■ Stated problem ■
Count every line where "React" shows up, and give that number only.

———

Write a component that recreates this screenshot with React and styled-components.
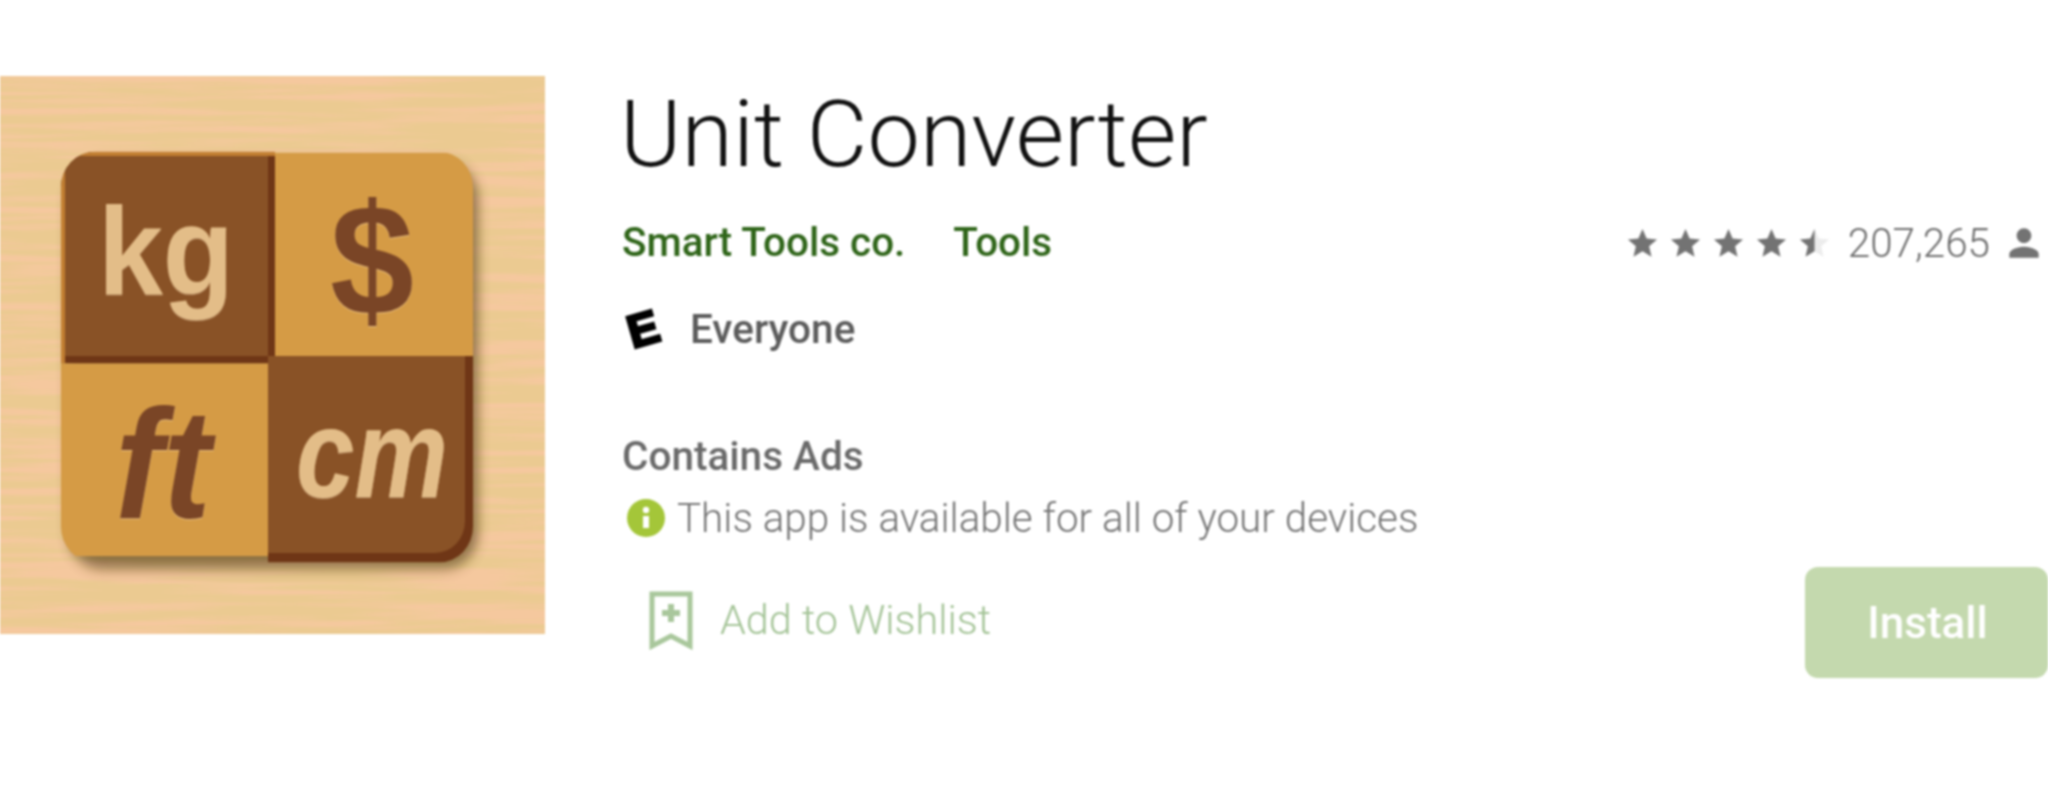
import React from "react";
import styled, { createGlobalStyle } from "styled-components";

const GlobalStyle = createGlobalStyle`
	html, body {
		margin: 0;
		padding: 0;
		background: #fff;
		overflow: hidden;
	}
`;

const Page = styled.div`
	display: flex;
	align-items: flex-start;
	gap: 77px;
	width: 2048px;
	height: 809px;
	padding-top: 76px;
	box-sizing: border-box;
	font-family: Roboto, "Liberation Sans", sans-serif;
	filter: blur(0.8px);
`;

const Cover = styled.svg`
	display: block;
	flex: none;
	width: 545px;
	height: 558px;
`;

const Details = styled.div`
	flex: 1;
	display: flex;
	flex-direction: column;
	min-width: 0;
`;

const Title = styled.h1`
	margin: 8px 0 0 -2px;
	font-size: 93.5px;
	line-height: 100px;
	font-weight: 300;
	color: #111;
	white-space: nowrap;
`;

const MetaRow = styled.div`
	display: flex;
	justify-content: space-between;
	align-items: center;
	height: 44px;
	margin-top: 37px;
`;

const Links = styled.div`
	display: flex;
	gap: 48px;
`;

const Link = styled.a`
	font-size: 40.4px;
	font-weight: 500;
	line-height: 44px;
	color: #2f6519;
`;

const Rating = styled.div`
	display: flex;
	align-items: center;
	padding-right: 2px;
`;

const Stars = styled.div`
	display: flex;
	gap: 8px;
	margin-right: 16px;
`;

const Count = styled.span`
	font-size: 40.4px;
	font-weight: 300;
	color: #6c6c6c;
	margin-right: 12px;
`;

const Glyph = styled.svg`
	display: block;
	width: ${(p) => p.$size}px;
	height: ${(p) => p.$size}px;
	fill: #737373;
`;

const AgeRow = styled.div`
	display: flex;
	align-items: center;
	height: 44px;
	margin-top: 42px;
`;

const AgeBadge = styled.span`
	width: 42px;
	font-family: "Liberation Sans", sans-serif;
	font-size: 46px;
	line-height: 44px;
	font-weight: 700;
	color: #000;
	text-align: center;
	-webkit-text-stroke: 3px #000;
	transform: rotate(-16deg);
	margin-right: 26px;
`;

const AgeLabel = styled.span`
	font-size: 40.5px;
	font-weight: 500;
	color: #5c5c5c;
`;

const Notice = styled.div`
	margin-top: 83px;
	font-size: 40.5px;
	line-height: 44px;
	font-weight: 500;
	color: #6a6a6a;
`;

const InfoRow = styled.div`
	display: flex;
	align-items: center;
	height: 44px;
	margin-top: 18px;
`;

const InfoIcon = styled.svg`
	display: block;
	width: 38px;
	height: 38px;
	margin: 0 12px 0 5px;
`;

const InfoText = styled.span`
	font-size: 40.4px;
	font-weight: 300;
	color: #747474;
	white-space: nowrap;
`;

const Actions = styled.div`
	display: flex;
	justify-content: space-between;
	align-items: center;
	margin-top: 27px;
`;

const Wishlist = styled.div`
	display: flex;
	align-items: center;
	gap: 26px;
	padding: 0 0 5px 26px;
`;

const WishIcon = styled.svg`
	display: block;
	width: 46px;
	height: 60px;
`;

const WishText = styled.span`
	font-size: 41.4px;
	font-weight: 300;
	color: #a3c396;
	white-space: nowrap;
`;

const InstallButton = styled.button`
	width: 243px;
	height: 111px;
	border: 0;
	padding: 0 0 0 2px;
	border-radius: 13px;
	background: #c4d9ae;
	color: #fff;
	font-family: inherit;
	font-size: 44px;
	font-weight: 500;
`;

const LogoText = styled.text`
	font-family: "Liberation Sans", sans-serif;
	filter: drop-shadow(0 1.5px 0 rgba(255, 232, 196, 0.45));
`;

const starPath =
	"M12 17.27L18.18 21l-1.64-7.03L22 9.24l-7.19-.61L12 2 9.19 8.63 2 9.24l5.46 4.73L5.82 21z";

const Star = ({ half }) => (
	<Glyph $size={35} viewBox="0 0 24 24">
		{half && <path d={starPath} fill="#ececec" />}
		<path d={starPath} style={half ? { clipPath: "inset(0 50% 0 0)" } : undefined} />
	</Glyph>
);

// app logo, the drawing from the store listing
const AppIcon = () => (
	<Cover viewBox="0 0 545 530" preserveAspectRatio="none">
		<defs>
			<filter id="grain" x="0" y="0" width="100%" height="100%">
				<feTurbulence type="fractalNoise" baseFrequency="0.005 0.13" numOctaves="4" seed="8" />
				<feColorMatrix
					values="0 0 0 0 0.91
						0 0 0 0 0.58
						0 0 0 0 0.34
						4.2 0 0 0 -1.75"
				/>
			</filter>
			<filter id="soft" x="-10%" y="-10%" width="125%" height="125%">
				<feGaussianBlur stdDeviation="6" />
			</filter>
			<clipPath id="board">
				<rect x="61" y="72" width="412" height="390" rx="34" />
			</clipPath>
		</defs>
		<rect width="545" height="530" fill="#ebca91" />
		<rect width="545" height="530" filter="url(#grain)" />
		<rect x="68" y="82" width="410" height="386" rx="34" fill="#4d3410" opacity="0.6" filter="url(#soft)" />
		<g clipPath="url(#board)">
			<rect x="61" y="72" width="214" height="201" fill="#6f3616" />
			<rect x="61" y="72" width="214" height="4" fill="#c27f32" />
			<rect x="61" y="72" width="4" height="201" fill="#c27f32" />
			<rect x="65" y="76" width="203" height="190" fill="#895226" />
			<rect x="275" y="73" width="198" height="193" fill="#d59b45" />
			<rect x="61" y="273" width="207" height="183" fill="#d59b45" />
			<rect x="268" y="266" width="205" height="196" fill="#6f3616" />
			<path d="M268 266h197v157a30 30 0 0 1-30 30h-167z" fill="#895226" />
		</g>
		<LogoText x="98" y="207" fontSize="118" fontWeight="700" fill="#e3bd88" textLength="136" lengthAdjust="spacingAndGlyphs">
			kg
		</LogoText>
		<LogoText x="330" y="226" fontSize="150" fontWeight="700" fill="#7a4526" textLength="84" lengthAdjust="spacingAndGlyphs">
			$
		</LogoText>
		<LogoText x="115" y="420" fontSize="148" fontWeight="700" fontStyle="italic" fill="#7a4526" textLength="96" lengthAdjust="spacingAndGlyphs">
			ft
		</LogoText>
		<LogoText x="296" y="400" fontSize="120" fontWeight="700" fontStyle="italic" fill="#e3bd88" textLength="152" lengthAdjust="spacingAndGlyphs">
			cm
		</LogoText>
	</Cover>
);

export default function App() {
	return (
		<>
			<GlobalStyle />
			<Page>
				<AppIcon />
				<Details>
					<Title>Unit Converter</Title>
					<MetaRow>
						<Links>
							<Link>Smart Tools co.</Link>
							<Link>Tools</Link>
						</Links>
						<Rating>
							<Stars>
								<Star />
								<Star />
								<Star />
								<Star />
								<Star half />
							</Stars>
							<Count>207,265</Count>
							<Glyph $size={44} viewBox="0 0 24 24">
								<path d="M12 12c2.21 0 4-1.79 4-4s-1.79-4-4-4-4 1.79-4 4 1.79 4 4 4zm0 2c-2.67 0-8 1.34-8 4v2h16v-2c0-2.66-5.33-4-8-4z" />
							</Glyph>
						</Rating>
					</MetaRow>
					<AgeRow>
						<AgeBadge>E</AgeBadge>
						<AgeLabel>Everyone</AgeLabel>
					</AgeRow>
					<Notice>Contains Ads</Notice>
					<InfoRow>
						<InfoIcon viewBox="0 0 38 38">
							<circle cx="19" cy="19" r="19" fill="#a4c639" />
							<circle cx="19" cy="11" r="3.2" fill="#fff" />
							<rect x="16" y="17" width="6" height="12" fill="#fff" />
						</InfoIcon>
						<InfoText>This app is available for all of your devices</InfoText>
					</InfoRow>
					<Actions>
						<Wishlist>
							<WishIcon viewBox="0 0 46 60" fill="none">
								<path d="M4 4h38v52L23 46 4 56z" stroke="#a9c79c" strokeWidth="5" />
								<path d="M23 14v18M14 23h18" stroke="#a9c79c" strokeWidth="6" />
							</WishIcon>
							<WishText>Add to Wishlist</WishText>
						</Wishlist>
						<InstallButton>Install</InstallButton>
					</Actions>
				</Details>
			</Page>
		</>
	);
}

———

■ Exercise solution ■
2